Chase Edwards, a second-year student in the physical therapy program, said he’s enjoyed getting to know the community around his cohort. If he walks around town wearing Emory & Henry colors, people will stop him to say hello and ask what he thinks of Marion, he said.

“It never ceases to amaze me, the hospitality that this community has,” he said.

Edwards said based on his experience in Marion, if a career opportunity opened up in the area, he would be interested. He likes the feel of the town that’s similar to his native Unicoi, Tennessee, a small town near Johnson City.
That attitude is what educators want to see from some of their students, Fincher said.

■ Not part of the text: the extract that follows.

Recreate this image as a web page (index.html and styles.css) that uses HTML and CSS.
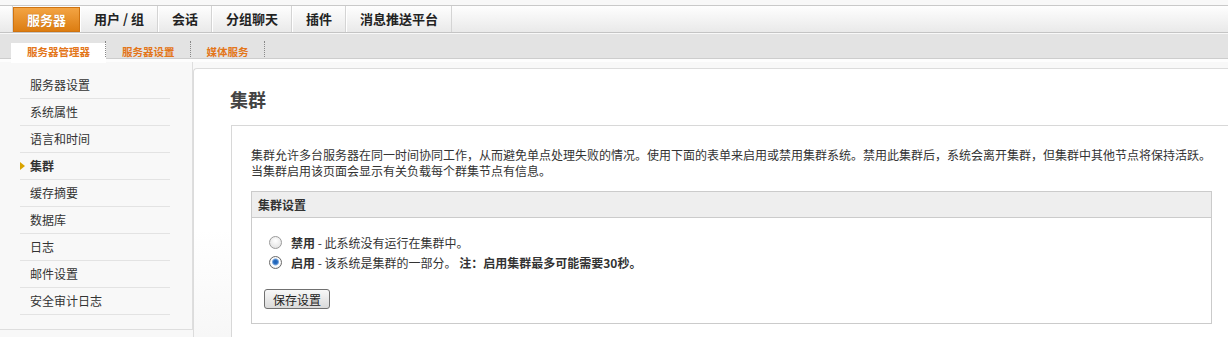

“We’re not just preparing students based on content areas,” Fincher said, “but also educating them about civic engagement.”
Emory & Henry is making a special effort to reach out to locals in need of medical care, school officials said.
In August, the Mel Leaman Free Clinic moved into a facility on the E&H campus after the school’s classes were moved into the main hospital building.

The clinic has offered free health care for low-income uninsured people in Smyth County for more than 10 years — seeking to offer a solution to what’s a major issue in Southwest Virginia. In fact, its facility had become cramped as of late, said the clinic’s executive director Michael Armbrister. With the new facility the clinic is now accepting patients from nearby Grayson and Washington counties, too.

The college offered a space in a building at the medical school free of charge. In exchange, students can get their clinical hours and observe professionals in the field from their first week on campus, Armbrister said.
“It really is a win-win,” he said.

But before students are helping with patients, they’ll be working in the simulation lab with two high fidelity simulation mannequins as well as actor-patients, said Scott Richards, director of the physician assistant program.
Richards said students will go through the simulations individually and in teams to apply what they’ve learned in the classroom to lifelike mannequins.

Afterward, students will be able to meet with faculty and watch video of interactions to improve.
The outreach, patient interaction and simulations create an attractive atmosphere for students, according to Schrum, the college’s president. According to Richards, there have been hundreds of applications for 30 spots in the first physician assistant program that starts next spring.

At Emory & Henry’s Marion health sciences campus, students will know they’re valued not just based on banners along Main Street, but also through high tech programming and special attention to student needs, Schrum said.
“At so many other colleges these programs are shoved in a basement of a medical school,” Schrum said. “It’s not like that here.”